WHAT IS NEEDED:
Without the pictures, write out all the lines below exactly as they appear.

----------------------------------------

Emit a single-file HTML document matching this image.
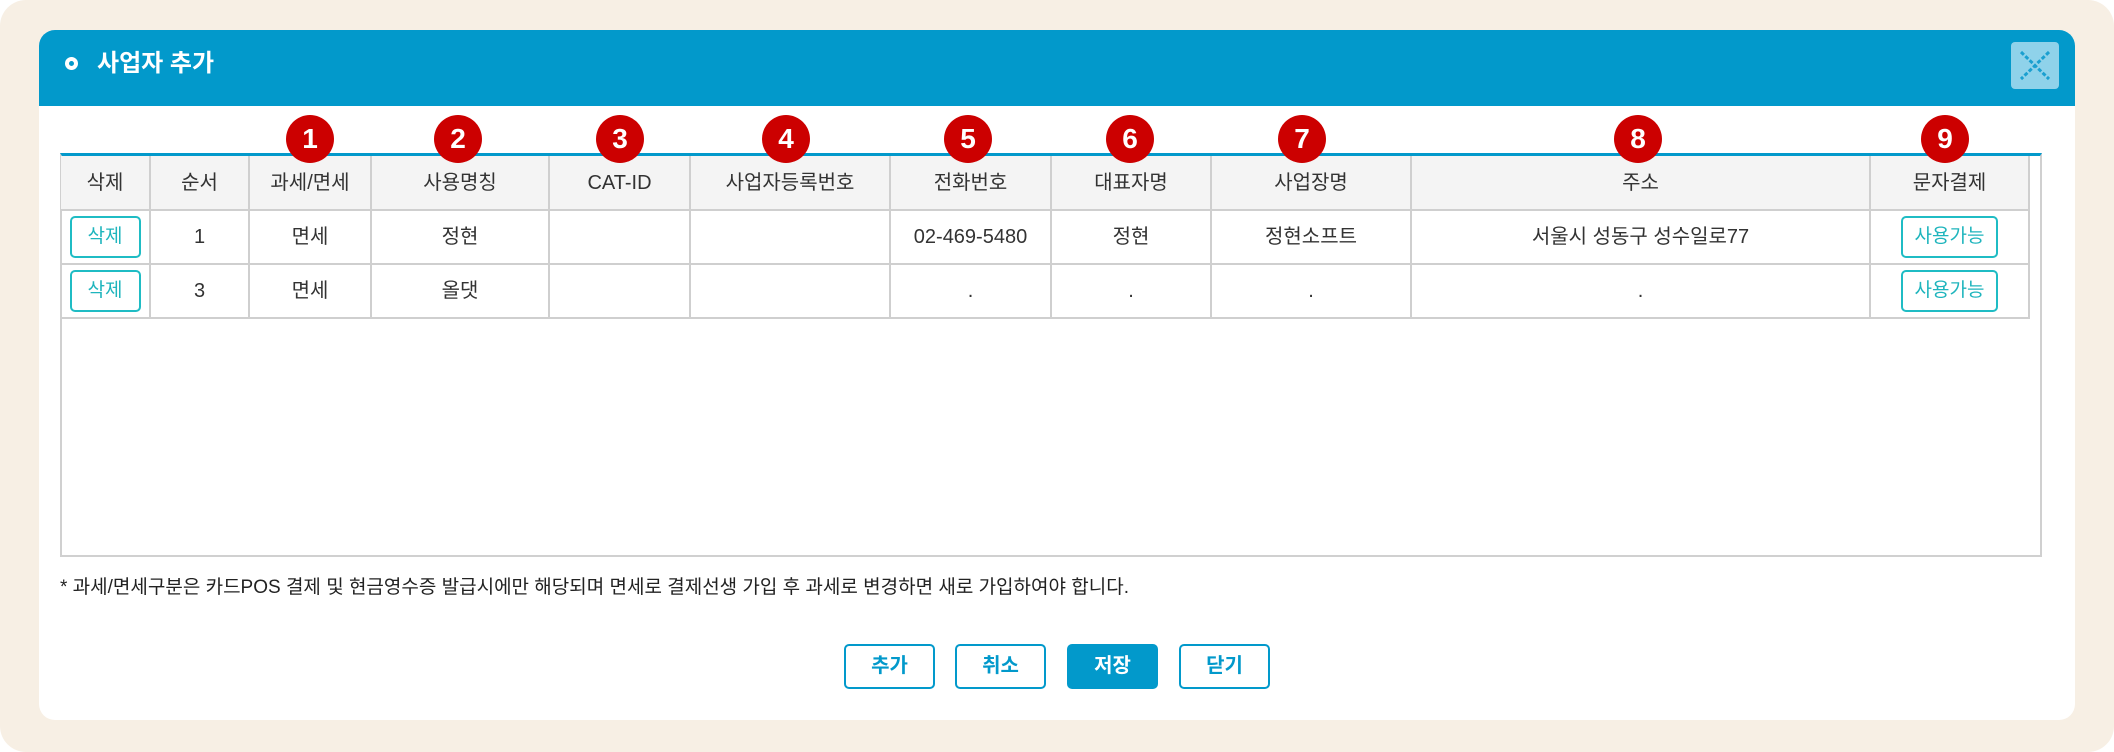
<!DOCTYPE html>
<html><head><meta charset="utf-8"><style>
*{margin:0;padding:0;box-sizing:border-box}
body{width:2114px;height:752px;background:#fff;font-family:"Liberation Sans","Noto Sans CJK KR",sans-serif;position:relative;overflow:hidden;color:#333}
.bg{position:absolute;left:0;top:0;width:2114px;height:752px;background:#f7efe4;border-radius:26px}
.panel{position:absolute;left:39px;top:30px;width:2036px;height:690px;background:#fff;border-radius:16px;overflow:hidden}
.hd{position:absolute;left:0;top:0;width:100%;height:76px;background:#0299cb}
.hd .dot{position:absolute;left:26px;top:27px;width:13px;height:13px;border:4px solid #fff;border-radius:50%}
.hd .t{position:absolute;left:58px;top:18px;font-size:24px;font-weight:bold;color:#fff;line-height:32px}
.cl{position:absolute;left:1972px;top:12px;width:48px;height:47px;background:#8fd2ea;border-radius:4px}
.box{position:absolute;left:60px;top:153px;width:1982px;height:404px;border:2px solid #d0d0d0;border-top:3px solid #0299cb}
table{position:absolute;left:61px;top:156px;border-collapse:collapse;table-layout:fixed}
td,th{border:2px solid #cfcfcf;text-align:center;font-size:20px;font-weight:normal;color:#333;line-height:26px;vertical-align:middle}
th{background:#f4f4f4;height:54px}
td{height:54px}
tr>*:first-child{border-left:none}
tr:first-child th{border-top:none}
.b{display:inline-block;border:2px solid #1fbcc4;border-radius:5px;color:#1fb5bd;font-size:19px;height:42px;line-height:38px;vertical-align:middle}
.c{position:absolute;top:115px;width:48px;height:48px;margin-left:-24px;border-radius:50%;background:#cc0000;color:#fff;font-weight:bold;font-size:28px;text-align:center;line-height:48px}
.note{position:absolute;left:60px;top:575px;font-size:19px;color:#222;line-height:26px}
.btn{position:absolute;top:644px;width:91px;height:45px;border:2px solid #0299cb;border-radius:5px;color:#0299cb;font-weight:bold;font-size:20px;text-align:center;line-height:41px;background:#fff}
</style></head><body>
<div class="bg"></div>
<div class="panel">
<div class="hd"><div class="dot"></div><div class="t">사업자 추가</div>
<div class="cl"><svg width="48" height="47"><path d="M10 10L38 37M38 10L10 37" stroke="#1a9fd0" stroke-width="3" stroke-dasharray="4 2"/></svg></div></div>
</div>
<div class="box"></div>
<table>
<colgroup><col style="width:89px"><col style="width:99px"><col style="width:122px"><col style="width:178px"><col style="width:141px"><col style="width:200px"><col style="width:161px"><col style="width:160px"><col style="width:200px"><col style="width:459px"><col style="width:159px"></colgroup>
<tr><th>삭제</th><th>순서</th><th>과세/면세</th><th>사용명칭</th><th>CAT-ID</th><th>사업자등록번호</th><th>전화번호</th><th>대표자명</th><th>사업장명</th><th>주소</th><th>문자결제</th></tr>
<tr><td><span class="b" style="width:71px">삭제</span></td><td>1</td><td>면세</td><td>정현</td><td></td><td></td><td>02-469-5480</td><td>정현</td><td>정현소프트</td><td>서울시 성동구 성수일로77</td><td><span class="b" style="width:97px">사용가능</span></td></tr>
<tr><td><span class="b" style="width:71px">삭제</span></td><td>3</td><td>면세</td><td>올댓</td><td></td><td></td><td>.</td><td>.</td><td>.</td><td>.</td><td><span class="b" style="width:97px">사용가능</span></td></tr>
</table>
<div class="c" style="left:310px">1</div>
<div class="c" style="left:458px">2</div>
<div class="c" style="left:620px">3</div>
<div class="c" style="left:786px">4</div>
<div class="c" style="left:968px">5</div>
<div class="c" style="left:1130px">6</div>
<div class="c" style="left:1302px">7</div>
<div class="c" style="left:1638px">8</div>
<div class="c" style="left:1945px">9</div>
<div class="note">* 과세/면세구분은 카드POS 결제 및 현금영수증 발급시에만 해당되며 면세로 결제선생 가입 후 과세로 변경하면 새로 가입하여야 합니다.</div>
<div class="btn" style="left:844px">추가</div>
<div class="btn" style="left:955px">취소</div>
<div class="btn" style="left:1067px;background:#0299cb;color:#fff">저장</div>
<div class="btn" style="left:1179px">닫기</div>
</body></html>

----------------------------------------

TASK RESPONSE:
Emit a single-file HTML document matching this image.
<!DOCTYPE html>
<html><head><meta charset="utf-8"><style>
*{margin:0;padding:0;box-sizing:border-box}
body{width:2114px;height:752px;background:#fff;font-family:"Liberation Sans","Noto Sans CJK KR",sans-serif;position:relative;overflow:hidden;color:#333}
.bg{position:absolute;left:0;top:0;width:2114px;height:752px;background:#f7efe4;border-radius:26px}
.panel{position:absolute;left:39px;top:30px;width:2036px;height:690px;background:#fff;border-radius:16px;overflow:hidden}
.hd{position:absolute;left:0;top:0;width:100%;height:76px;background:#0299cb}
.hd .dot{position:absolute;left:26px;top:27px;width:13px;height:13px;border:4px solid #fff;border-radius:50%}
.hd .t{position:absolute;left:58px;top:18px;font-size:24px;font-weight:bold;color:#fff;line-height:32px}
.cl{position:absolute;left:1972px;top:12px;width:48px;height:47px;background:#8fd2ea;border-radius:4px}
.box{position:absolute;left:60px;top:153px;width:1982px;height:404px;border:2px solid #d0d0d0;border-top:3px solid #0299cb}
table{position:absolute;left:61px;top:156px;border-collapse:collapse;table-layout:fixed}
td,th{border:2px solid #cfcfcf;text-align:center;font-size:20px;font-weight:normal;color:#333;line-height:26px;vertical-align:middle}
th{background:#f4f4f4;height:54px}
td{height:54px}
tr>*:first-child{border-left:none}
tr:first-child th{border-top:none}
.b{display:inline-block;border:2px solid #1fbcc4;border-radius:5px;color:#1fb5bd;font-size:19px;height:42px;line-height:38px;vertical-align:middle}
.c{position:absolute;top:115px;width:48px;height:48px;margin-left:-24px;border-radius:50%;background:#cc0000;color:#fff;font-weight:bold;font-size:28px;text-align:center;line-height:48px}
.note{position:absolute;left:60px;top:575px;font-size:19px;color:#222;line-height:26px}
.btn{position:absolute;top:644px;width:91px;height:45px;border:2px solid #0299cb;border-radius:5px;color:#0299cb;font-weight:bold;font-size:20px;text-align:center;line-height:41px;background:#fff}
</style></head><body>
<div class="bg"></div>
<div class="panel">
<div class="hd"><div class="dot"></div><div class="t">사업자 추가</div>
<div class="cl"><svg width="48" height="47"><path d="M10 10L38 37M38 10L10 37" stroke="#1a9fd0" stroke-width="3" stroke-dasharray="4 2"/></svg></div></div>
</div>
<div class="box"></div>
<table>
<colgroup><col style="width:89px"><col style="width:99px"><col style="width:122px"><col style="width:178px"><col style="width:141px"><col style="width:200px"><col style="width:161px"><col style="width:160px"><col style="width:200px"><col style="width:459px"><col style="width:159px"></colgroup>
<tr><th>삭제</th><th>순서</th><th>과세/면세</th><th>사용명칭</th><th>CAT-ID</th><th>사업자등록번호</th><th>전화번호</th><th>대표자명</th><th>사업장명</th><th>주소</th><th>문자결제</th></tr>
<tr><td><span class="b" style="width:71px">삭제</span></td><td>1</td><td>면세</td><td>정현</td><td></td><td></td><td>02-469-5480</td><td>정현</td><td>정현소프트</td><td>서울시 성동구 성수일로77</td><td><span class="b" style="width:97px">사용가능</span></td></tr>
<tr><td><span class="b" style="width:71px">삭제</span></td><td>3</td><td>면세</td><td>올댓</td><td></td><td></td><td>.</td><td>.</td><td>.</td><td>.</td><td><span class="b" style="width:97px">사용가능</span></td></tr>
</table>
<div class="c" style="left:310px">1</div>
<div class="c" style="left:458px">2</div>
<div class="c" style="left:620px">3</div>
<div class="c" style="left:786px">4</div>
<div class="c" style="left:968px">5</div>
<div class="c" style="left:1130px">6</div>
<div class="c" style="left:1302px">7</div>
<div class="c" style="left:1638px">8</div>
<div class="c" style="left:1945px">9</div>
<div class="note">* 과세/면세구분은 카드POS 결제 및 현금영수증 발급시에만 해당되며 면세로 결제선생 가입 후 과세로 변경하면 새로 가입하여야 합니다.</div>
<div class="btn" style="left:844px">추가</div>
<div class="btn" style="left:955px">취소</div>
<div class="btn" style="left:1067px;background:#0299cb;color:#fff">저장</div>
<div class="btn" style="left:1179px">닫기</div>
</body></html>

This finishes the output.